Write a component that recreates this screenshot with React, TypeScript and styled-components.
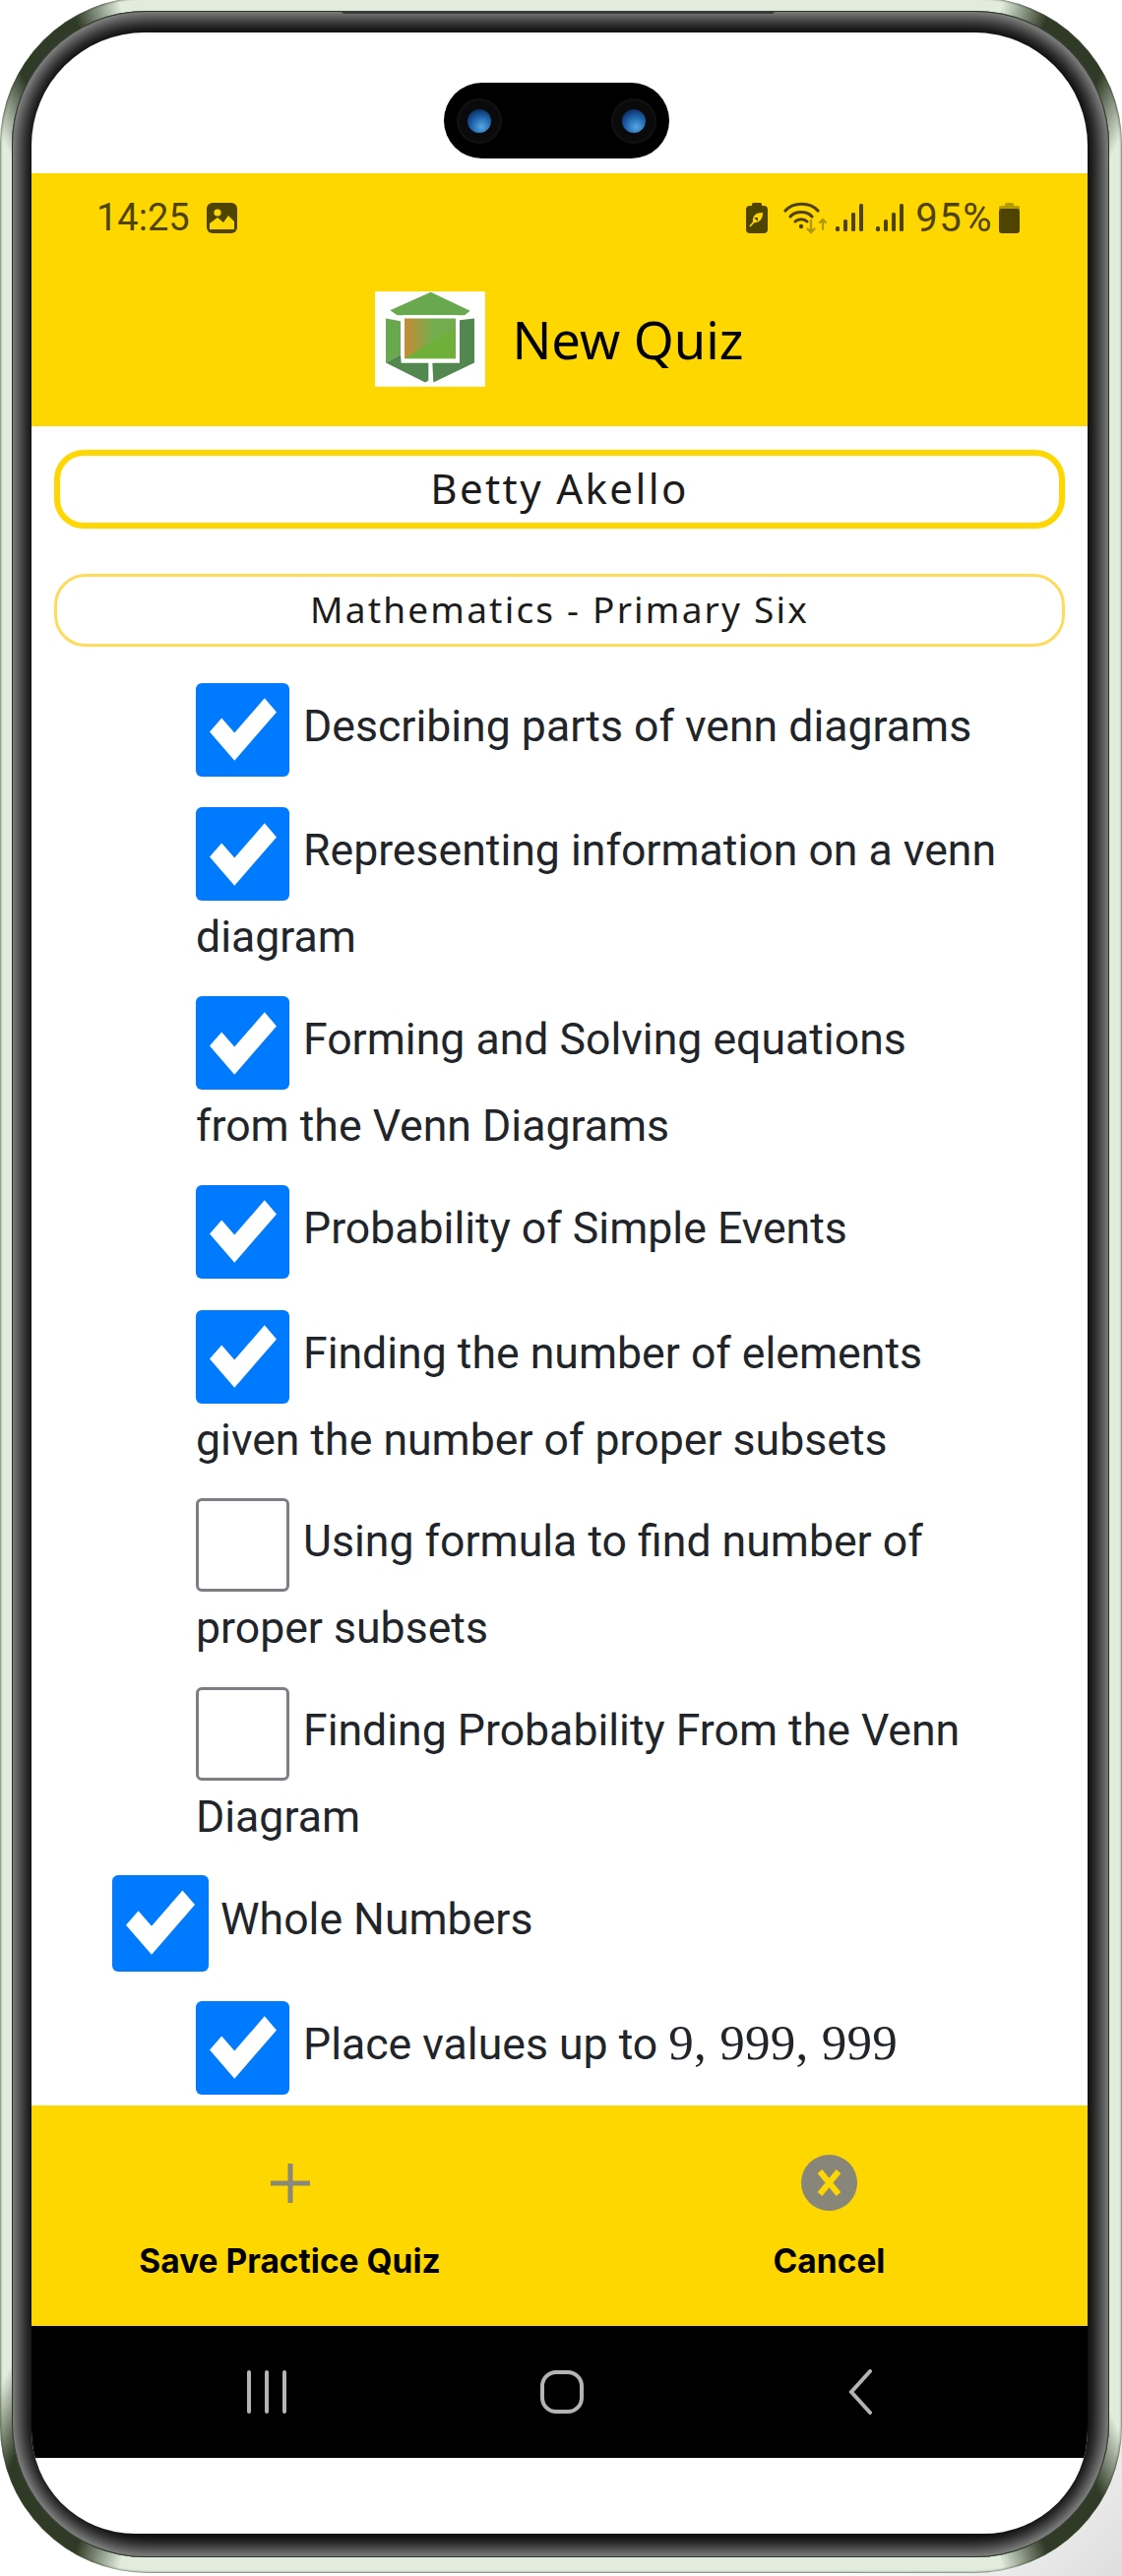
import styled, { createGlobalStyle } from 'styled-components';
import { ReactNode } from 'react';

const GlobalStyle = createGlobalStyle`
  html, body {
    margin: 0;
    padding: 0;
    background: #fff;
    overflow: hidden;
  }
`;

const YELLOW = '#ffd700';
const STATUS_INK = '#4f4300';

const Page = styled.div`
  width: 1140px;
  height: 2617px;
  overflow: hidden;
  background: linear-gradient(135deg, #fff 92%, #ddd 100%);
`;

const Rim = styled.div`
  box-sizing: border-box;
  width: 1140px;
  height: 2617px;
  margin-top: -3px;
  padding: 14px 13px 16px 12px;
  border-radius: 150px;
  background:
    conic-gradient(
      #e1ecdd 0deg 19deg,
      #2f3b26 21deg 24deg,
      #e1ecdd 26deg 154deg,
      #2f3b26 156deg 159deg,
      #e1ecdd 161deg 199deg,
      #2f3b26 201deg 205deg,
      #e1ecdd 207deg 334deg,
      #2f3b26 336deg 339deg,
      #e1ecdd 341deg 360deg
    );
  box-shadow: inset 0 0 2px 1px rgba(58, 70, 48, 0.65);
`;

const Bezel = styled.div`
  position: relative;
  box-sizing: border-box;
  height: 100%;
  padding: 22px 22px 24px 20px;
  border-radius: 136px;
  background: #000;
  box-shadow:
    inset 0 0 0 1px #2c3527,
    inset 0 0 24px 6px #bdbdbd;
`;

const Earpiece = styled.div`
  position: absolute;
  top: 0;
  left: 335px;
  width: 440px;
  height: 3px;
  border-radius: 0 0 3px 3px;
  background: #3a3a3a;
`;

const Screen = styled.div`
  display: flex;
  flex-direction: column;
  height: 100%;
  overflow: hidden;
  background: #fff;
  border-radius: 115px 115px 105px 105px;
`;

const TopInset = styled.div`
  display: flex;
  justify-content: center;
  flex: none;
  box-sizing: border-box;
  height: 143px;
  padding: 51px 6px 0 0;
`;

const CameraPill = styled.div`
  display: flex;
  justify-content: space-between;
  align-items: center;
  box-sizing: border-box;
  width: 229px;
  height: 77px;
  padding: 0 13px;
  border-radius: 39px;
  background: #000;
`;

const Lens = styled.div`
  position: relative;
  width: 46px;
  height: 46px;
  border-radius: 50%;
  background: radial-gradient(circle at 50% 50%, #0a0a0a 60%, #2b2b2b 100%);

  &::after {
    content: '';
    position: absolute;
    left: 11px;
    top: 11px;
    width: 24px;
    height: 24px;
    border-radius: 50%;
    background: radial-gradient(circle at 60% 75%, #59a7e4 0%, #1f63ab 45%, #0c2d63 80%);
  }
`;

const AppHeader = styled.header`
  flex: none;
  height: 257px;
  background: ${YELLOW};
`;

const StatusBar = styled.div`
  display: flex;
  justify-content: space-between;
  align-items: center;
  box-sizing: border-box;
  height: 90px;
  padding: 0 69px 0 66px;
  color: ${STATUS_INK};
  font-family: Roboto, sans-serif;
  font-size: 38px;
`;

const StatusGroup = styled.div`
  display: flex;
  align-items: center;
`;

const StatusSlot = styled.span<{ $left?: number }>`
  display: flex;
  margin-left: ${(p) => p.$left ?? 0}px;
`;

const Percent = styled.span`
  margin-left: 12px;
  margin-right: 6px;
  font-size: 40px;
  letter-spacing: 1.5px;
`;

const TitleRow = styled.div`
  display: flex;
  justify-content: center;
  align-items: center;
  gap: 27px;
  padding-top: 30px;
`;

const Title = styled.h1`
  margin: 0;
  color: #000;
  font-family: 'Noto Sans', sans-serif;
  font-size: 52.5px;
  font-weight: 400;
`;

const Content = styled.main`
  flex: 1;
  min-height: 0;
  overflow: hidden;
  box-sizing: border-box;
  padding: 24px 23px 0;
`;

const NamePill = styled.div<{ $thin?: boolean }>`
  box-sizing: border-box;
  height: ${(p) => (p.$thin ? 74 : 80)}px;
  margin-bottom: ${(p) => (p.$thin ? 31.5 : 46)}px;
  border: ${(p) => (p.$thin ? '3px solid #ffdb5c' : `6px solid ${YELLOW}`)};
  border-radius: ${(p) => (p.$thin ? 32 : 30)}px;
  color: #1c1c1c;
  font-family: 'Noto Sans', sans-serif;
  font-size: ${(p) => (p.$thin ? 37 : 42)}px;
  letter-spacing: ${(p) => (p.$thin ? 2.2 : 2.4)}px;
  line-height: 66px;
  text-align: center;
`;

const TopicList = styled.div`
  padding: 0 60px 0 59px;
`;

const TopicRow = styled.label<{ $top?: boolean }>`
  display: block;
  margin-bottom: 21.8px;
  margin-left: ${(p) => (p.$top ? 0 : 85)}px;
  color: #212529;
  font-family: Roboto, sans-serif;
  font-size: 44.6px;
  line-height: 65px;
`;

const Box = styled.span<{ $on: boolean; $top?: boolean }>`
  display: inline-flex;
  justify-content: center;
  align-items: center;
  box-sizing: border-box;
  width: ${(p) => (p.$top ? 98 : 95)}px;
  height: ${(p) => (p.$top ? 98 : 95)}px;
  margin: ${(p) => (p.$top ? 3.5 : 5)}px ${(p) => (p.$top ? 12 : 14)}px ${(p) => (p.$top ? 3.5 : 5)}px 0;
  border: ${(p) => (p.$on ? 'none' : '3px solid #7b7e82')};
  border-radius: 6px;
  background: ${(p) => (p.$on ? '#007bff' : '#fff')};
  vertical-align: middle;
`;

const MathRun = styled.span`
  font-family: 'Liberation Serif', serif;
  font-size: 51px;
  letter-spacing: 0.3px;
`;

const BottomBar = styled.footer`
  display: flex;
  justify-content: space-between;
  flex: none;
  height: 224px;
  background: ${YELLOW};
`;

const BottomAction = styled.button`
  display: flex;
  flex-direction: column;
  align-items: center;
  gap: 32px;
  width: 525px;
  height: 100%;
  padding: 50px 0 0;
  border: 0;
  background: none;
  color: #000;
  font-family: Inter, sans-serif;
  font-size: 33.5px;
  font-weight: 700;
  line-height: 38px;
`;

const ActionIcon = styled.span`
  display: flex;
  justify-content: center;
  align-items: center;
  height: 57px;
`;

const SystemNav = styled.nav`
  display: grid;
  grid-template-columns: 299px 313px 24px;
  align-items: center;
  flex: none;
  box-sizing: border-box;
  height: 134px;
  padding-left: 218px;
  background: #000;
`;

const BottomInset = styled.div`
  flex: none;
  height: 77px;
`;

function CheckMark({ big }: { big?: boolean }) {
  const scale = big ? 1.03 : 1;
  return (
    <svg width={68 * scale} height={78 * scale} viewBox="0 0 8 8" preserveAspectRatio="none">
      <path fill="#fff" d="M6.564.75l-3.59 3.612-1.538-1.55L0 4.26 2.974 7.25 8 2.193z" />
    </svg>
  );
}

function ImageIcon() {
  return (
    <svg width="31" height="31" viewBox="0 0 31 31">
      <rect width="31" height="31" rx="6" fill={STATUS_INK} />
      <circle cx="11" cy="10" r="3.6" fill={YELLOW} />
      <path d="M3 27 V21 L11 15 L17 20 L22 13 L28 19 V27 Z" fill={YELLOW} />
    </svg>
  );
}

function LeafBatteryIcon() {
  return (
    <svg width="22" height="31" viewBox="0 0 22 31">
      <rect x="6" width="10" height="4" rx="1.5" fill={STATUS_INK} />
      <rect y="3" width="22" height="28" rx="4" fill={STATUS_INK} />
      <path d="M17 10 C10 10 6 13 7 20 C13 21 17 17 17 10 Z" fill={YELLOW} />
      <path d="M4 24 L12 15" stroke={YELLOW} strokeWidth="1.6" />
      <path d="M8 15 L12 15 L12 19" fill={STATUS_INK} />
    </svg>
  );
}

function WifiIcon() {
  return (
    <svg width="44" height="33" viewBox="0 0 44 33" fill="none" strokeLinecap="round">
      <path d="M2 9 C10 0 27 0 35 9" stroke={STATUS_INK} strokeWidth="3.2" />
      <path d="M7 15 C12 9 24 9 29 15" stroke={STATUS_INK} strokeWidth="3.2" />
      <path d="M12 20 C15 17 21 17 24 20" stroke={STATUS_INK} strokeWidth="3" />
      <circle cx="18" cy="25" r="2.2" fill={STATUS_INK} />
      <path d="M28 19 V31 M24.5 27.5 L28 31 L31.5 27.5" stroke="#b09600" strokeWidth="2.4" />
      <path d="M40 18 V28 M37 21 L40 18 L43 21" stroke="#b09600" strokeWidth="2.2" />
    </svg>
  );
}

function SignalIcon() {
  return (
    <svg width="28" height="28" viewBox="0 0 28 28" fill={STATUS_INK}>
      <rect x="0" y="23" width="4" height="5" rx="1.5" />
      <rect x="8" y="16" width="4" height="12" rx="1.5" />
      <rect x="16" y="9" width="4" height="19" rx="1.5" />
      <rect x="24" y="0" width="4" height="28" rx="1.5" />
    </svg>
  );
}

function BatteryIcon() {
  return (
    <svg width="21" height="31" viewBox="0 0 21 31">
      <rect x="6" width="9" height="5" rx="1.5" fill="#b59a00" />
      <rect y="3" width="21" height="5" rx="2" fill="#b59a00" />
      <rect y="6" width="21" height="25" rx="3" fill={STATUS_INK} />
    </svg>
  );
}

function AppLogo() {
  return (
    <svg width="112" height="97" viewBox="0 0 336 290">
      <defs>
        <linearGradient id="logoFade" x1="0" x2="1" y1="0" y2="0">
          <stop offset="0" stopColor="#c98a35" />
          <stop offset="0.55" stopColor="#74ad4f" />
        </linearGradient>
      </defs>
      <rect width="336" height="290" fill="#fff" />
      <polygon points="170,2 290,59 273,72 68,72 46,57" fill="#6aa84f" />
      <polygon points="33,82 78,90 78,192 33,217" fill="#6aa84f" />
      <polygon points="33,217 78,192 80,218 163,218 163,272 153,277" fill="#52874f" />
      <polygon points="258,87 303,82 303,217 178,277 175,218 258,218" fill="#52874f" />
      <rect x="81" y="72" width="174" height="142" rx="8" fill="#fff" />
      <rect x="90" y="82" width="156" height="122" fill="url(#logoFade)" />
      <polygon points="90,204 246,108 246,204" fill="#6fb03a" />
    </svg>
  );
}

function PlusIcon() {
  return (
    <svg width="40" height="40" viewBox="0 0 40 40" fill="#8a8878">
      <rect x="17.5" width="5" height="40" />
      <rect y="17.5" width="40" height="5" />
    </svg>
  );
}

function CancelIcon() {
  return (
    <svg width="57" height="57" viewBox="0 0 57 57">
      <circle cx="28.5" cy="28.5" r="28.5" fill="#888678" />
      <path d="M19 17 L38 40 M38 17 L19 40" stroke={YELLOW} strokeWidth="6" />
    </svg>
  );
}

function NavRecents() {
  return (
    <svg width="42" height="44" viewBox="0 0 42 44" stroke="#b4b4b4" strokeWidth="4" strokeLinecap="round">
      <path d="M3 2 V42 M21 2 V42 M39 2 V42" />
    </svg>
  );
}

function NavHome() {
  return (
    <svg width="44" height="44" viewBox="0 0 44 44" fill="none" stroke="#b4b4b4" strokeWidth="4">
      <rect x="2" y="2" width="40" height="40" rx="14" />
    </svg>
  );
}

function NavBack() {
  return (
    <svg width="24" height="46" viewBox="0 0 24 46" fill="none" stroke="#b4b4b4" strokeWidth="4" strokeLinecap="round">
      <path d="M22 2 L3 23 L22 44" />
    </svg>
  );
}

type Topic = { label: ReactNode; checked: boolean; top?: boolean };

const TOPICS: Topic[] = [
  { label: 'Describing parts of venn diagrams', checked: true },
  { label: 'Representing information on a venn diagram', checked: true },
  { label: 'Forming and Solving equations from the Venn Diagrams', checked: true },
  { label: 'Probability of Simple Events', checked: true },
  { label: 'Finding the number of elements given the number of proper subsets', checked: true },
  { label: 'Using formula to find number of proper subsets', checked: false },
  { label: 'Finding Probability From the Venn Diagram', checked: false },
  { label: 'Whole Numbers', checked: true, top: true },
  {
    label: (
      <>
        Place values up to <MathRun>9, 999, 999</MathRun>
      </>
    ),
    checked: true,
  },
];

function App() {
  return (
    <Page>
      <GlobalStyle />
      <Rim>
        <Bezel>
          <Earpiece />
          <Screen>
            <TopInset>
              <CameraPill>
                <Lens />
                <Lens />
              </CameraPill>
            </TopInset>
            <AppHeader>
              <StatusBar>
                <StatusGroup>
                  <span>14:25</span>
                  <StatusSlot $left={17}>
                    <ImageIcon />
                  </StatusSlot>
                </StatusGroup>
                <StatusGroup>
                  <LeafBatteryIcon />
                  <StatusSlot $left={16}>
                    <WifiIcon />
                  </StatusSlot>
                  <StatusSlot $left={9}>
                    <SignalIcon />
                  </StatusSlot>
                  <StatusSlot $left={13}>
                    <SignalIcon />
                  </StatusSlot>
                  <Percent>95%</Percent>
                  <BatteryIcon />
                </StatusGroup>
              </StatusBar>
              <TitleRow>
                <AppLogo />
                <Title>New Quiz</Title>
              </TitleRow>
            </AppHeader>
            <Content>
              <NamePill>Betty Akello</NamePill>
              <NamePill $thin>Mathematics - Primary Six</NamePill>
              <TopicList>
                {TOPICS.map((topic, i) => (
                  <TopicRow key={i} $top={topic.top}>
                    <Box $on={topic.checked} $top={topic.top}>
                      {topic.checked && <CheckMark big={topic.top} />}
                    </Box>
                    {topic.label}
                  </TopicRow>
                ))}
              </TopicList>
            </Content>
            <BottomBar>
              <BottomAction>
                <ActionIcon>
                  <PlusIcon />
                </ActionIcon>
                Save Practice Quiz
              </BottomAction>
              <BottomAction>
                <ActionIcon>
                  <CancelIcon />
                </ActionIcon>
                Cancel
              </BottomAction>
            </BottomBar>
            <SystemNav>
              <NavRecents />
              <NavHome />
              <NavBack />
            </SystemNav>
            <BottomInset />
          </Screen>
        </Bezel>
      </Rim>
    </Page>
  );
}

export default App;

####################

Work to be completed | Write out an exact copy of the listing, first line through the line containing "background: radial-gradient(circle at 50%", with the pictures left out.

Response |
Write a component that recreates this screenshot with React, TypeScript and styled-components.
import styled, { createGlobalStyle } from 'styled-components';
import { ReactNode } from 'react';

const GlobalStyle = createGlobalStyle`
  html, body {
    margin: 0;
    padding: 0;
    background: #fff;
    overflow: hidden;
  }
`;

const YELLOW = '#ffd700';
const STATUS_INK = '#4f4300';

const Page = styled.div`
  width: 1140px;
  height: 2617px;
  overflow: hidden;
  background: linear-gradient(135deg, #fff 92%, #ddd 100%);
`;

const Rim = styled.div`
  box-sizing: border-box;
  width: 1140px;
  height: 2617px;
  margin-top: -3px;
  padding: 14px 13px 16px 12px;
  border-radius: 150px;
  background:
    conic-gradient(
      #e1ecdd 0deg 19deg,
      #2f3b26 21deg 24deg,
      #e1ecdd 26deg 154deg,
      #2f3b26 156deg 159deg,
      #e1ecdd 161deg 199deg,
      #2f3b26 201deg 205deg,
      #e1ecdd 207deg 334deg,
      #2f3b26 336deg 339deg,
      #e1ecdd 341deg 360deg
    );
  box-shadow: inset 0 0 2px 1px rgba(58, 70, 48, 0.65);
`;

const Bezel = styled.div`
  position: relative;
  box-sizing: border-box;
  height: 100%;
  padding: 22px 22px 24px 20px;
  border-radius: 136px;
  background: #000;
  box-shadow:
    inset 0 0 0 1px #2c3527,
    inset 0 0 24px 6px #bdbdbd;
`;

const Earpiece = styled.div`
  position: absolute;
  top: 0;
  left: 335px;
  width: 440px;
  height: 3px;
  border-radius: 0 0 3px 3px;
  background: #3a3a3a;
`;

const Screen = styled.div`
  display: flex;
  flex-direction: column;
  height: 100%;
  overflow: hidden;
  background: #fff;
  border-radius: 115px 115px 105px 105px;
`;

const TopInset = styled.div`
  display: flex;
  justify-content: center;
  flex: none;
  box-sizing: border-box;
  height: 143px;
  padding: 51px 6px 0 0;
`;

const CameraPill = styled.div`
  display: flex;
  justify-content: space-between;
  align-items: center;
  box-sizing: border-box;
  width: 229px;
  height: 77px;
  padding: 0 13px;
  border-radius: 39px;
  background: #000;
`;

const Lens = styled.div`
  position: relative;
  width: 46px;
  height: 46px;
  border-radius: 50%;
  background: radial-gradient(circle at 50% 50%, #0a0a0a 60%, #2b2b2b 100%);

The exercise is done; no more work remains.